> AIM
Using the listing below, please gather every line containing the word "this".

> EXTRACTED RECORDS
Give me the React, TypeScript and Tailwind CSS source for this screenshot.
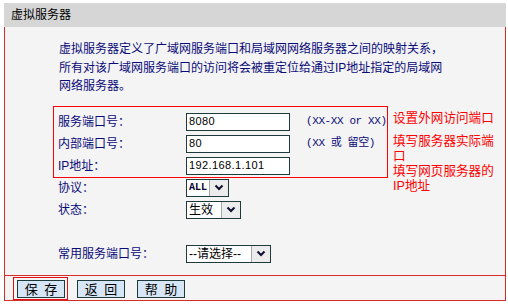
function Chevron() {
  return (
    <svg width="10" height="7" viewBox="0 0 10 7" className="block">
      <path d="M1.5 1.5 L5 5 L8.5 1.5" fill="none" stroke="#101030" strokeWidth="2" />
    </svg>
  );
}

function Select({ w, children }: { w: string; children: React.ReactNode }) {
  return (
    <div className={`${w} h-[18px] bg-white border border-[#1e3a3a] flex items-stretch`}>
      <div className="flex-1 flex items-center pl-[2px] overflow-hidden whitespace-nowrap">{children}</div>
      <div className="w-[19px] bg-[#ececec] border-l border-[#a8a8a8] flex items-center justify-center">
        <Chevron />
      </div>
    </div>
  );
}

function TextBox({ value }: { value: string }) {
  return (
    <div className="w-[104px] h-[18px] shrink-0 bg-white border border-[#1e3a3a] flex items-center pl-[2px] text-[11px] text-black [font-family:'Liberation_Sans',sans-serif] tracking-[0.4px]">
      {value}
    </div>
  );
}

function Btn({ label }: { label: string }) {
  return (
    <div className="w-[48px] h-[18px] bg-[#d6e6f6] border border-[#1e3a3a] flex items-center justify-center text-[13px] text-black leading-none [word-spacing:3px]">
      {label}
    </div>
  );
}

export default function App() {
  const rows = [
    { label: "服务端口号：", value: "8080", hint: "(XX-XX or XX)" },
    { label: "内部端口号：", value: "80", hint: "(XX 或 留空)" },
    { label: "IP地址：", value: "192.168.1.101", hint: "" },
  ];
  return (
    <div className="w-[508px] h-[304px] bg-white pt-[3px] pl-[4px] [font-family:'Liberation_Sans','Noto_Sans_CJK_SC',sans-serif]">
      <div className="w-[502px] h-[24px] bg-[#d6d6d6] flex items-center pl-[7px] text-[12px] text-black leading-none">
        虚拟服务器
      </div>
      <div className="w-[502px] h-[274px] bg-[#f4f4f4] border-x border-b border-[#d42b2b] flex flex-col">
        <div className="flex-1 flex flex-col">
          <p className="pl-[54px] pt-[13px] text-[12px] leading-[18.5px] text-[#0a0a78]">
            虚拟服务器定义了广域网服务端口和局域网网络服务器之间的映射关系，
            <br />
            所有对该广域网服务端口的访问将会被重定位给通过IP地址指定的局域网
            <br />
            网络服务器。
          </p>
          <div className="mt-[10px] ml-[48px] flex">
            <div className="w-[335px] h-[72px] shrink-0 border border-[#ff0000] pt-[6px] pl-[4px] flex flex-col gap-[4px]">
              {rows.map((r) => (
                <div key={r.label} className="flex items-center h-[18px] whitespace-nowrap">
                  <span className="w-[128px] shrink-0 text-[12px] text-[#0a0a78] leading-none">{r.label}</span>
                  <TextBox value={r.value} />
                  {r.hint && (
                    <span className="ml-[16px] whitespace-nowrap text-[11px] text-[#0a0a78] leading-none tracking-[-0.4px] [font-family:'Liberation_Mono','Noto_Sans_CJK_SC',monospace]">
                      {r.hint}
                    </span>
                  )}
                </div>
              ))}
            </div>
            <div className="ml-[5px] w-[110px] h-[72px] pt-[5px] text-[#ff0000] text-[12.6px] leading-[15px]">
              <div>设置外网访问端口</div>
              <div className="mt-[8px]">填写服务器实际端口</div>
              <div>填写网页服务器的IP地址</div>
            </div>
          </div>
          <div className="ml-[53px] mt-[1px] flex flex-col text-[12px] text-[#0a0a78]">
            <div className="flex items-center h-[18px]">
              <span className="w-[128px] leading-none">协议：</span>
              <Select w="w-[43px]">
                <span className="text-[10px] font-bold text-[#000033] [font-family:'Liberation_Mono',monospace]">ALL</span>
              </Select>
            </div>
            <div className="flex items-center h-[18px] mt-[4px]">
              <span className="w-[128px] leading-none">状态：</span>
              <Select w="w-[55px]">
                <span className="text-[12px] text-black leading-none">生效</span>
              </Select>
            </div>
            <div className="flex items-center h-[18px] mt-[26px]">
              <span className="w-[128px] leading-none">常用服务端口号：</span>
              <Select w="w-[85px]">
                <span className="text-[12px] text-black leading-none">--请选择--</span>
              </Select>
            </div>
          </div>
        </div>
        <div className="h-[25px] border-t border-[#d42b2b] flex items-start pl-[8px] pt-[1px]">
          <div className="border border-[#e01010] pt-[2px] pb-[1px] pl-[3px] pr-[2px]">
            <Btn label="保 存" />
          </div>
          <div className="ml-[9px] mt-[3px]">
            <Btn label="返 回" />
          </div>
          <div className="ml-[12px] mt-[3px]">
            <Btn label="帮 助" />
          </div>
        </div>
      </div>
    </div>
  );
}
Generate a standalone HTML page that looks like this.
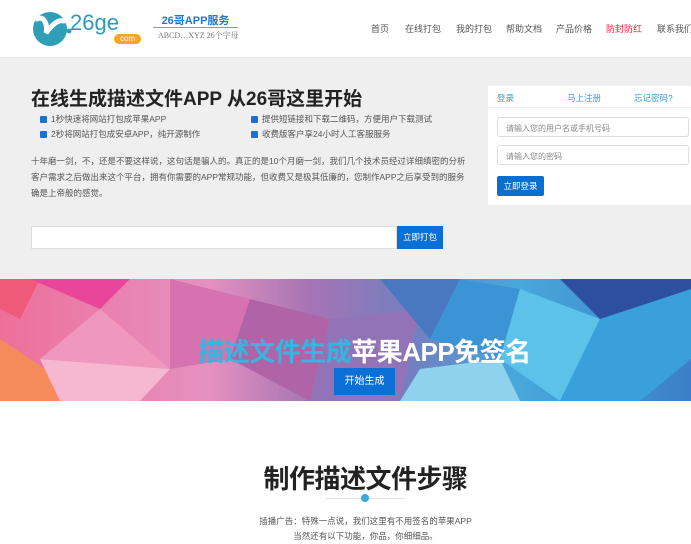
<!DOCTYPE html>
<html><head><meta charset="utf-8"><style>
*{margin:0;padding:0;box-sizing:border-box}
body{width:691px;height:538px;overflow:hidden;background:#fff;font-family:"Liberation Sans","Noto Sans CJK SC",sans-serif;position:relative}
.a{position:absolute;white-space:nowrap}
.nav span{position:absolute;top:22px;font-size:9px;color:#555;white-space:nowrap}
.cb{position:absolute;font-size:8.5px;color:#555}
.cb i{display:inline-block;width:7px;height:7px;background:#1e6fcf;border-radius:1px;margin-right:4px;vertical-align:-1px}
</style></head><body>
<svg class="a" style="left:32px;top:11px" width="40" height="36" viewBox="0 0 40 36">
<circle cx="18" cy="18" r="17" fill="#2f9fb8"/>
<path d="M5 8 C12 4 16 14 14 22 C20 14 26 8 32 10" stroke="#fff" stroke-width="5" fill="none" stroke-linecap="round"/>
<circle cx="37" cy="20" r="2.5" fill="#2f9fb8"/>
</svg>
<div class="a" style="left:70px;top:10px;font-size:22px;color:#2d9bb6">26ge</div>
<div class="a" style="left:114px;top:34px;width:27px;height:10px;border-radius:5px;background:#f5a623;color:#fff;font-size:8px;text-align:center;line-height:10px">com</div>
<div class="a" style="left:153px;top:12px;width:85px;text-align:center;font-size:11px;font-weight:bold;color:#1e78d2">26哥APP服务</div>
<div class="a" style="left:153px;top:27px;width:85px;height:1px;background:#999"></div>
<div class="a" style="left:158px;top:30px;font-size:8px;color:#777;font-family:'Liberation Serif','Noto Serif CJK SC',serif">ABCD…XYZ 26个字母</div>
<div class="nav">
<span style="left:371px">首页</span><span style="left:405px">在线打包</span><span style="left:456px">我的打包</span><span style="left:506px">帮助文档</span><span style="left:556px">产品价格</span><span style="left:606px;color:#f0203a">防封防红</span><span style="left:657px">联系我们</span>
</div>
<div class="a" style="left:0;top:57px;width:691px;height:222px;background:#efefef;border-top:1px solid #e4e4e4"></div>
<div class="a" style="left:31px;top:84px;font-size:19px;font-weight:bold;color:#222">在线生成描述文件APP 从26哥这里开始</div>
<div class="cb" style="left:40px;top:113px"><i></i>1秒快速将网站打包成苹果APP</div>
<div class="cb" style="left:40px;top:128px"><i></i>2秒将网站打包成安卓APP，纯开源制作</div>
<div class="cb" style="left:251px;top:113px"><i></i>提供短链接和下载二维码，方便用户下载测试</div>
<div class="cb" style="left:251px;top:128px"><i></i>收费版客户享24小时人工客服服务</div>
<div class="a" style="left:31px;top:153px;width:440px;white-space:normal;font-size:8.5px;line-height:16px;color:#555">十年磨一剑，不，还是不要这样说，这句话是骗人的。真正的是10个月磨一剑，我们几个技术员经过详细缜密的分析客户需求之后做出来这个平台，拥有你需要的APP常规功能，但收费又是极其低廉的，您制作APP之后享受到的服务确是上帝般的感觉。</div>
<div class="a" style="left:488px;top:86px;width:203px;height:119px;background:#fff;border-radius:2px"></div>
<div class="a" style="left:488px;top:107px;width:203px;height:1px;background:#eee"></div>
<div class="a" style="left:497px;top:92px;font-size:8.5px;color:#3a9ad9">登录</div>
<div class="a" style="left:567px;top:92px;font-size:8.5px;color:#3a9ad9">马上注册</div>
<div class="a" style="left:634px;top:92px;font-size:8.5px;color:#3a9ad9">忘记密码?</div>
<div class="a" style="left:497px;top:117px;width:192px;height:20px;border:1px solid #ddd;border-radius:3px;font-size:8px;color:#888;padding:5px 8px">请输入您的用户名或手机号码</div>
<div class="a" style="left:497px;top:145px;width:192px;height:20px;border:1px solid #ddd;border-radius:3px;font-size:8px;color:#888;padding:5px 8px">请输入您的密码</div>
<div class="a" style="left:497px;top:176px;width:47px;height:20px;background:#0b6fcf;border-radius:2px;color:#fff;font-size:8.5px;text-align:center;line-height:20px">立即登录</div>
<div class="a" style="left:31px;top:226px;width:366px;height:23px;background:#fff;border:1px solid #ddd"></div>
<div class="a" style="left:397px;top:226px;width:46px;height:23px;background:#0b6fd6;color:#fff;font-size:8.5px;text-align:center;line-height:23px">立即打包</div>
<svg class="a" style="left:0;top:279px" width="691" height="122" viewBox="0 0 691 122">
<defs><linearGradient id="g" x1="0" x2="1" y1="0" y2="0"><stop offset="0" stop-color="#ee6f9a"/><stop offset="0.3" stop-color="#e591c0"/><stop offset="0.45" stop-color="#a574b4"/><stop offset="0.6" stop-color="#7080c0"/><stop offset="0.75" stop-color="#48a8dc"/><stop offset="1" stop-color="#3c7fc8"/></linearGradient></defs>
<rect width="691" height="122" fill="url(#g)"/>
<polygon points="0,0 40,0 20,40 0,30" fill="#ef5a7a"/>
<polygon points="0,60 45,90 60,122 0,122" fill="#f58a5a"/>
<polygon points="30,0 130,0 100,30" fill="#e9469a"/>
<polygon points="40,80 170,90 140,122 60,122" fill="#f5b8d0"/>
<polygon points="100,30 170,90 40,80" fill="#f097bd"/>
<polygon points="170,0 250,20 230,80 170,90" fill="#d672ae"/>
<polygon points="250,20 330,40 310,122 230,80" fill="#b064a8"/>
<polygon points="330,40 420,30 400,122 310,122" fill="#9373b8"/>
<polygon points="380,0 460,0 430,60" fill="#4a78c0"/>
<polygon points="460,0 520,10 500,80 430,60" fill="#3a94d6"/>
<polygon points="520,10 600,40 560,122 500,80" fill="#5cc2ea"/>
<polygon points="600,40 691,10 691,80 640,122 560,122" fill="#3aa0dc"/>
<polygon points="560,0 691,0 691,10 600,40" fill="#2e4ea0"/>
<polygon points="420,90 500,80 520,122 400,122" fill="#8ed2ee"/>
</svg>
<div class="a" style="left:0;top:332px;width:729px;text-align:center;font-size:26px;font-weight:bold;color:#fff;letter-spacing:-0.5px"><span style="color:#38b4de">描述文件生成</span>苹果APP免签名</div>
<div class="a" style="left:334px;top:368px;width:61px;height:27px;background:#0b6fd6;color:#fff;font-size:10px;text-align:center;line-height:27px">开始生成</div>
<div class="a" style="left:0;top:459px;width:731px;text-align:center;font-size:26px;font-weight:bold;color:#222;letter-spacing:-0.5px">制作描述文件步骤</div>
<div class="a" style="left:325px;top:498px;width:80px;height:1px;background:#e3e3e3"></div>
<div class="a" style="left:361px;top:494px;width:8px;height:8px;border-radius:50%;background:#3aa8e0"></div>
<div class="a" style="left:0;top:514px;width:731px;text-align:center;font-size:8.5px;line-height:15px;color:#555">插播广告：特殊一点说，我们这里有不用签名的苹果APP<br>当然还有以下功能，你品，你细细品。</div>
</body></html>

> EXERCISE SOLUTION
Give me the React, TypeScript and Tailwind CSS source for this screenshot.
Generate a standalone HTML page that looks like this.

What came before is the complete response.